▶ Exercise goal
Your task is to repeat all of the data exactly while excluding the pictures.

▶ Collected data
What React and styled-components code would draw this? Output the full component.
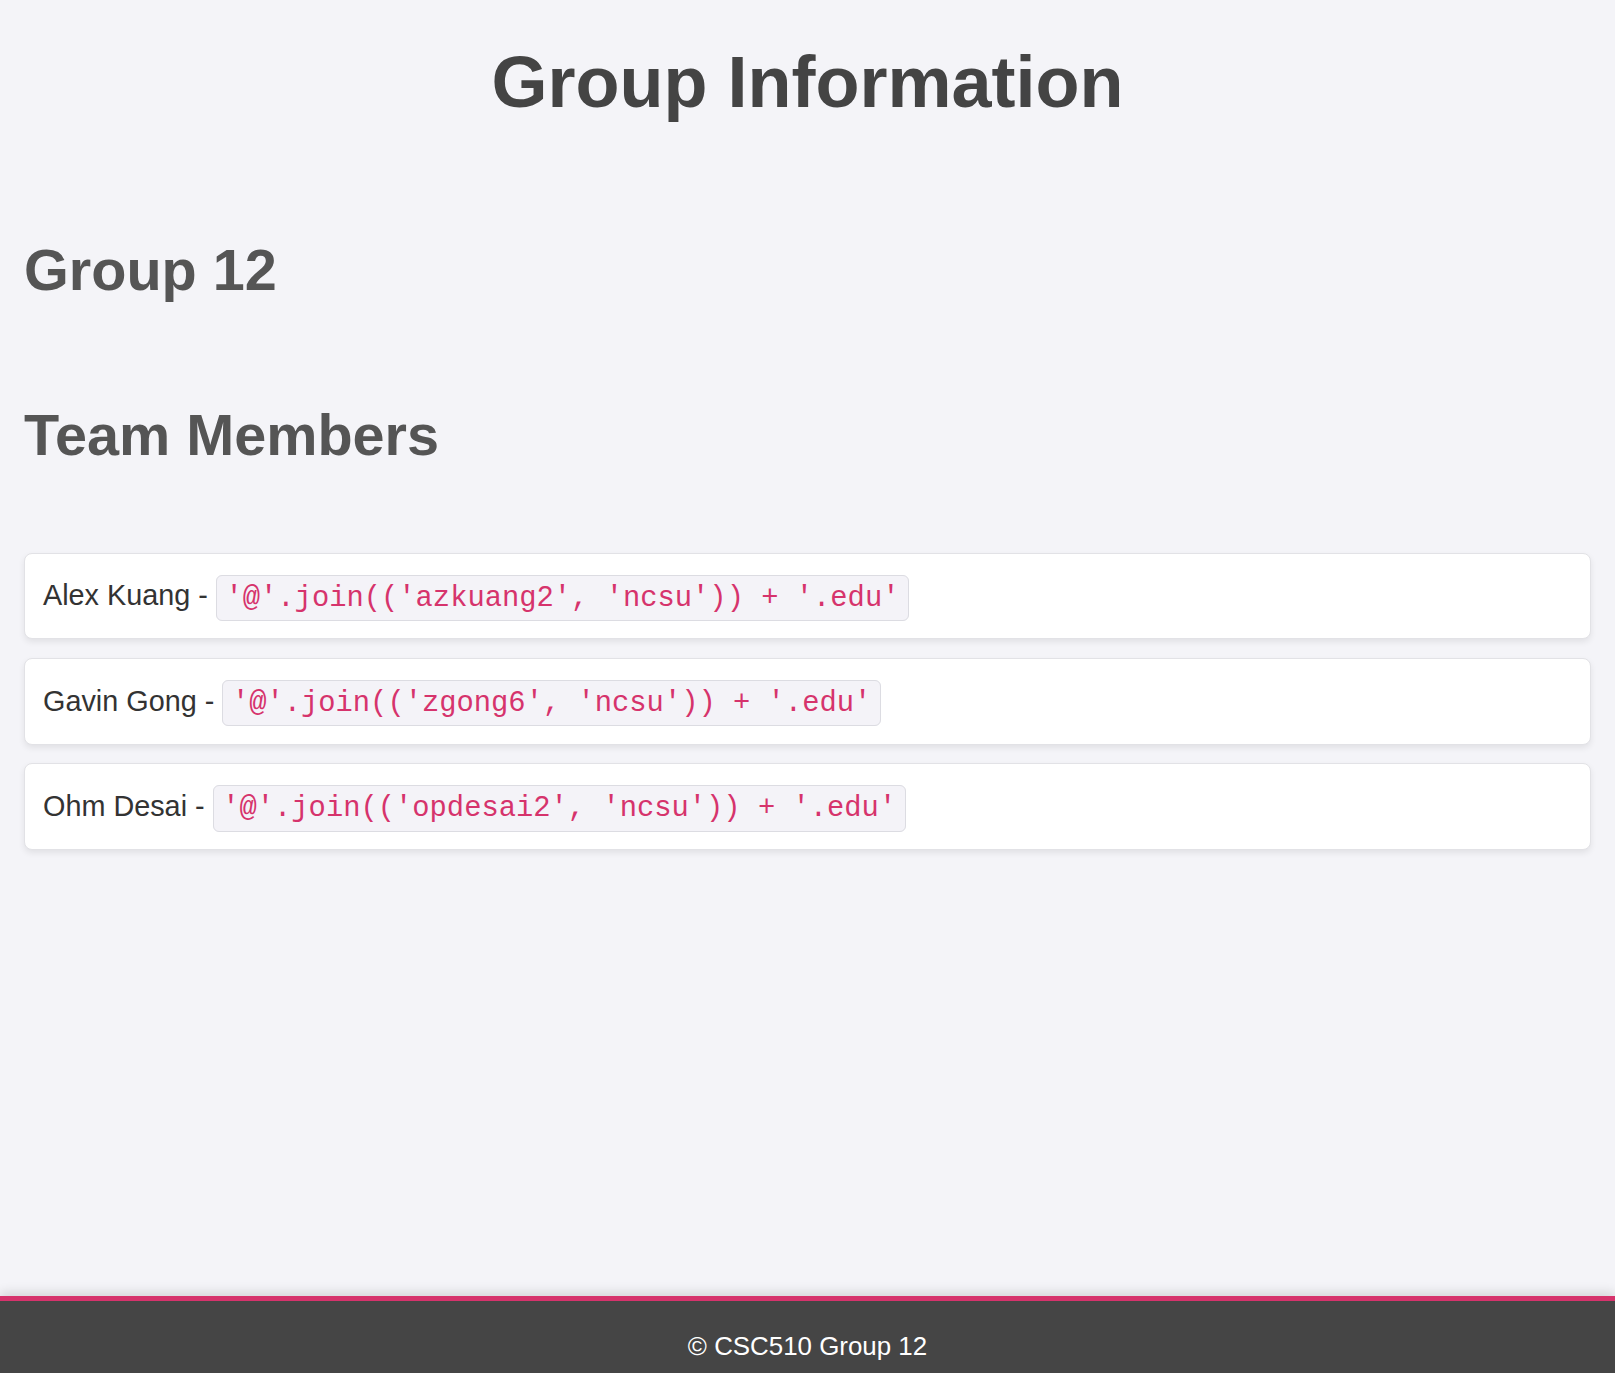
import React from 'react'
import styled, { createGlobalStyle } from 'styled-components'

const GlobalStyle = createGlobalStyle`
    html, body {
        margin: 0;
        padding: 0;
        background: #f4f4f8;
        font-family: "Liberation Sans", Arial, sans-serif;
        font-size: 28.8px;
        color: #333;
    }
`

const members = [
    { name: 'Alex Kuang', id: 'azkuang2' },
    { name: 'Gavin Gong', id: 'zgong6' },
    { name: 'Ohm Desai', id: 'opdesai2' },
]

const Page = styled.div`
    min-height: 100vh;
    display: flex;
    flex-direction: column;
`

const Header = styled.header`
    padding-top: 39px;
    text-align: center;
`

const Title = styled.h1`
    margin: 0;
    font-size: 72px;
    line-height: 1.2;
    font-weight: 700;
    color: #444;
`

const Main = styled.main`
    flex: 1;
    padding: 0 24px;
`

const Heading = styled.h2`
    margin: ${props => props.top}px 0 0;
    font-size: 57.6px;
    line-height: 1.2;
    font-weight: 700;
    color: #555;
`

const MemberList = styled.div`
    margin-top: 83px;
    display: flex;
    flex-direction: column;
    gap: 18.5px;
`

const Card = styled.div`
    background: #fff;
    border: 1px solid #e2e2e6;
    border-radius: 8px;
    box-shadow: 0 3px 6px rgba(0, 0, 0, 0.08);
    padding: 20.8px 18px;
    line-height: 1.5;
`

const Code = styled.code`
    font-family: "Liberation Mono", "Courier New", monospace;
    font-size: 28.8px;
    line-height: 1;
    color: #d6336c;
    background: #f4f3f8;
    border: 1px solid #dcdce2;
    border-radius: 6px;
    padding: 5.8px 8.6px;
`

const Footer = styled.footer`
    background: #454545;
    border-top: 5px solid #d6336c;
    box-shadow: 0 -4px 10px rgba(0, 0, 0, 0.12);
    color: #fff;
    text-align: center;
    font-size: 25.9px;
    padding: 31px 0 12px;
`

function App(){
    return(
        <Page>
            <GlobalStyle />
            <Header>
                <Title>Group Information</Title>
            </Header>
            <Main>
                <Heading top={111}>Group 12</Heading>
                <Heading top={95}>Team Members</Heading>
                <MemberList>
                    {members.map(m => (
                        <Card key={m.id}>
                            {m.name} - <Code>{`'@'.join(('${m.id}', 'ncsu')) + '.edu'`}</Code>
                        </Card>
                    ))}
                </MemberList>
            </Main>
            <Footer>© CSC510 Group 12</Footer>
        </Page>
    )
}

export default App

▶ Finished answer
What React and styled-components code would draw this? Output the full component.
import React from 'react'
import styled, { createGlobalStyle } from 'styled-components'

const GlobalStyle = createGlobalStyle`
    html, body {
        margin: 0;
        padding: 0;
        background: #f4f4f8;
        font-family: "Liberation Sans", Arial, sans-serif;
        font-size: 28.8px;
        color: #333;
    }
`

const members = [
    { name: 'Alex Kuang', id: 'azkuang2' },
    { name: 'Gavin Gong', id: 'zgong6' },
    { name: 'Ohm Desai', id: 'opdesai2' },
]

const Page = styled.div`
    min-height: 100vh;
    display: flex;
    flex-direction: column;
`

const Header = styled.header`
    padding-top: 39px;
    text-align: center;
`

const Title = styled.h1`
    margin: 0;
    font-size: 72px;
    line-height: 1.2;
    font-weight: 700;
    color: #444;
`

const Main = styled.main`
    flex: 1;
    padding: 0 24px;
`

const Heading = styled.h2`
    margin: ${props => props.top}px 0 0;
    font-size: 57.6px;
    line-height: 1.2;
    font-weight: 700;
    color: #555;
`

const MemberList = styled.div`
    margin-top: 83px;
    display: flex;
    flex-direction: column;
    gap: 18.5px;
`

const Card = styled.div`
    background: #fff;
    border: 1px solid #e2e2e6;
    border-radius: 8px;
    box-shadow: 0 3px 6px rgba(0, 0, 0, 0.08);
    padding: 20.8px 18px;
    line-height: 1.5;
`

const Code = styled.code`
    font-family: "Liberation Mono", "Courier New", monospace;
    font-size: 28.8px;
    line-height: 1;
    color: #d6336c;
    background: #f4f3f8;
    border: 1px solid #dcdce2;
    border-radius: 6px;
    padding: 5.8px 8.6px;
`

const Footer = styled.footer`
    background: #454545;
    border-top: 5px solid #d6336c;
    box-shadow: 0 -4px 10px rgba(0, 0, 0, 0.12);
    color: #fff;
    text-align: center;
    font-size: 25.9px;
    padding: 31px 0 12px;
`

function App(){
    return(
        <Page>
            <GlobalStyle />
            <Header>
                <Title>Group Information</Title>
            </Header>
            <Main>
                <Heading top={111}>Group 12</Heading>
                <Heading top={95}>Team Members</Heading>
                <MemberList>
                    {members.map(m => (
                        <Card key={m.id}>
                            {m.name} - <Code>{`'@'.join(('${m.id}', 'ncsu')) + '.edu'`}</Code>
                        </Card>
                    ))}
                </MemberList>
            </Main>
            <Footer>© CSC510 Group 12</Footer>
        </Page>
    )
}

export default App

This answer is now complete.